I've just been there, dealing with many other nations in the Role 3 hospital. It's Canadian-led, but we have the Dutch and the Danes and the Americans. I can tell you that every single country has a different approach. The approaches range from four-month tours with no break to fifteen-month tours with a three-week break in the middle. Ours is six months with a three-week break. We do have some people on nine-month tours, but the norm is a six-month tour.
When I talked with my colleagues over there, I found that everybody had a different opinion on what would be an appropriate thing. Personally, I always advise my patients when they are going over that they do not come home for their three-week break, if at all possible; they should meet their family somewhere else. That's not always possible. Children are in school, or you can't afford to move everybody that far. You can reverse your funding and give it to your spouse instead, but if you have a spouse and four kids, that can become quite an expensive proposition.

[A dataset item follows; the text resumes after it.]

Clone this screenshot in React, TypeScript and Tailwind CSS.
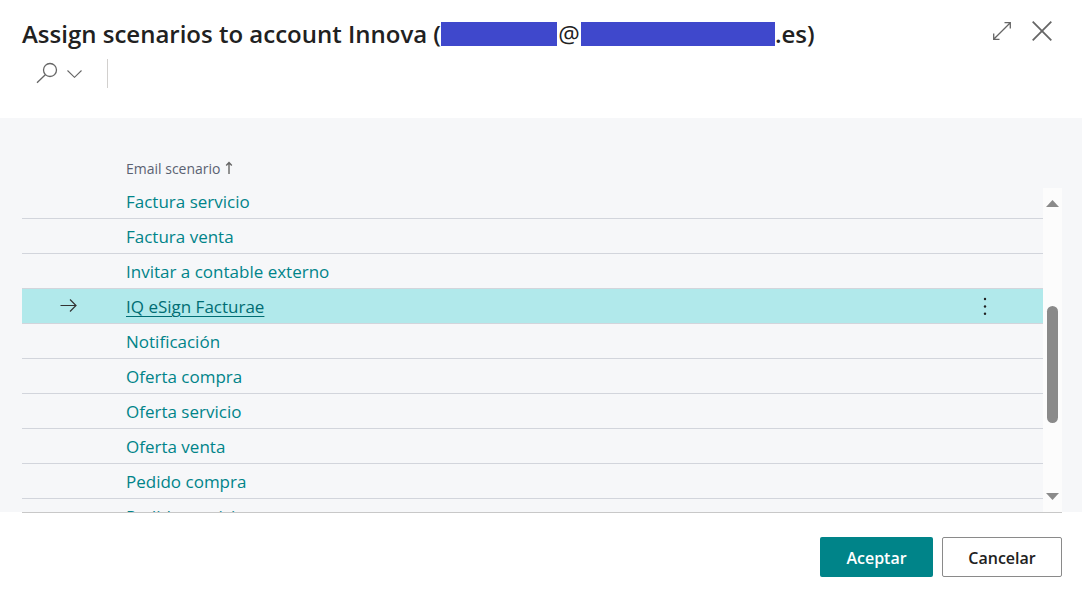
import React, { useState } from 'react';

const scenarios = [
  'Factura servicio',
  'Factura venta',
  'Invitar a contable externo',
  'IQ eSign Facturae',
  'Notificación',
  'Oferta compra',
  'Oferta servicio',
  'Oferta venta',
  'Pedido compra',
  'Pedido servicio',
];

function Toolbar() {
  return (
    <div className="flex items-center h-[30px] pl-[14px]">
      <button aria-label="Search" className="flex items-center gap-2 text-[#666666]">
        <svg width="22" height="22" viewBox="0 0 22 22" fill="none" stroke="currentColor" strokeWidth="1.3">
          <circle cx="14" cy="8" r="6.5" />
          <path d="M9.3 12.7 1 20.7" />
        </svg>
        <svg width="16" height="10" viewBox="0 0 16 10" fill="none" stroke="currentColor" strokeWidth="1.1">
          <path d="M1.5 2.5 8.5 9.3 15.5 2.5" />
        </svg>
      </button>
      <div className="ml-[25px] w-px h-[29px] bg-[#d2d0ce]" />
    </div>
  );
}

function Scrollbar() {
  return (
    <div aria-hidden="true" className="flex flex-col items-center w-[19px] mt-[70px] py-3 bg-[#fcfcfc]">
      <svg width="13" height="7" viewBox="0 0 13 7" fill="#8a8a8a">
        <path d="M6.5 0 13 7H0z" />
      </svg>
      <div className="grow-[99] basis-0" />
      <div className="grow-[117] basis-0 w-[11px] rounded-full bg-[#8a8a8a]" />
      <div className="grow-[70] basis-0" />
      <svg width="13" height="7" viewBox="0 0 13 7" fill="#8a8a8a">
        <path d="M0 0H13L6.5 7z" />
      </svg>
    </div>
  );
}

export default function App() {
  const [selected, setSelected] = useState('IQ eSign Facturae');

  return (
    <div className="flex flex-col h-screen bg-white overflow-hidden font-['Open_Sans',sans-serif] text-[#212121]">
      <header className="shrink-0 h-[118px] pl-[22px] pr-[30px] pt-4">
        <div className="flex items-start justify-between">
          <h1 className="flex items-center h-[36px] text-2xl font-semibold whitespace-nowrap">
            Assign scenarios to account Innova (
            <span className="w-[116px] h-6 bg-[#3f48cc]" />
            <span className="w-6 text-center font-normal">@</span>
            <span className="w-[194px] h-6 bg-[#3f48cc]" />
            .es)
          </h1>
          <div className="flex items-center gap-5 h-[30px] text-[#666666]">
            <button aria-label="Expand">
              <svg width="20" height="20" viewBox="0 0 20 20" fill="none" stroke="currentColor" strokeWidth="1.3">
                <path d="M1.7 18.3 18.3 1.7M12.5 1.7h5.8v5.8M1.7 12.5v5.8h5.8" />
              </svg>
            </button>
            <button aria-label="Close">
              <svg width="20" height="20" viewBox="0 0 20 20" fill="none" stroke="currentColor" strokeWidth="1.8">
                <path d="M.7.7l18.6 18.6M19.3.7.7 19.3" />
              </svg>
            </button>
          </div>
        </div>
        <div className="mt-[6px]">
          <Toolbar />
        </div>
      </header>

      <main className="flex flex-1 min-h-0 pl-[22px] pr-5 overflow-hidden bg-[#f6f7f9]">
        <div className="flex-1 min-w-0">
          <table className="w-full table-fixed border-separate border-spacing-0 text-left">
            <thead>
              <tr className="h-[66px]">
                <th className="w-[104px]" />
                <th className="p-0 pt-9 font-normal text-sm text-[#5b6272]">
                  <span className="flex items-center gap-1">
                    Email scenario
                    <svg width="8" height="16" viewBox="0 0 8 16" fill="none" stroke="#666666" strokeWidth="1.4">
                      <path d="M4 13V1.5M1.2 4.5 4 1.5l2.8 3" />
                    </svg>
                  </span>
                </th>
                <th className="w-[116px]" />
              </tr>
            </thead>
            <tbody>
              {scenarios.map((name) => {
                const active = name === selected;
                return (
                  <tr
                    key={name}
                    onClick={() => setSelected(name)}
                    className={active ? 'h-[35px] bg-[#b1e9eb]' : 'h-[35px]'}
                  >
                    <td className="p-0 pl-[38px] border-b border-[#d2d5dc]">
                      {active && (
                        <svg width="18" height="14" viewBox="0 0 18 14" fill="none" stroke="#333333" strokeWidth="1.2">
                          <path d="M.5 6.5h15.5M10 .5l6 6-6 6" />
                        </svg>
                      )}
                    </td>
                    <td className="p-0 pt-0.5 border-b border-[#d2d5dc] text-[17px] leading-6">
                      <a
                        href="#"
                        className={active ? 'text-[#006d73] underline underline-offset-3 decoration-1' : 'text-[#008489]'}
                      >
                        {name}
                      </a>
                    </td>
                    <td className="p-0 pl-[56px] border-b border-[#d2d5dc]">
                      {active && (
                        <button aria-label="More options" className="block">
                          <svg width="4" height="18" viewBox="0 0 4 18" fill="#212121">
                            <circle cx="2" cy="2" r="1.2" />
                            <circle cx="2" cy="9.5" r="1.2" />
                            <circle cx="2" cy="16.8" r="1.2" />
                          </svg>
                        </button>
                      )}
                    </td>
                  </tr>
                );
              })}
            </tbody>
          </table>
        </div>
        <Scrollbar />
      </main>

      <footer className="shrink-0 ml-[22px] mr-5 flex justify-end gap-[9px] pt-6 pb-4 border-t border-[#c8c8c8]">
        <button className="w-[113px] h-10 pt-0.5 rounded-xs bg-[#008489] text-white text-base font-semibold">Aceptar</button>
        <button className="w-[120px] h-10 pt-0.5 rounded-xs border border-[#8a8a8a] bg-white text-base font-semibold">
          Cancelar
        </button>
      </footer>
    </div>
  );
}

Personally, I don't think they should come home. However, for a lot of people that's what works out best. And for a lot of people, that break is wonderful. It's a chance for them to meet their spouse in an exotic third location and have a break.
Again, the time zones become a problem. When you come home from Afghanistan, you have to adapt to a nine-and-a-half-hour change. You get almost three weeks as a break, but you spend the first week adapting. So I question the value of it.
One way or another, you do keep connected. I went to Disney World for a week with my family. I spent my time trying to avoid young men with missing limbs in wheelchairs, which was exactly what I'd been dealing with for the previous three months in Afghanistan. It was not a shock for me, so I was okay with it, but for some people that would be a bit of a problem, I would think.
So yes, it's something the forces needs to examine.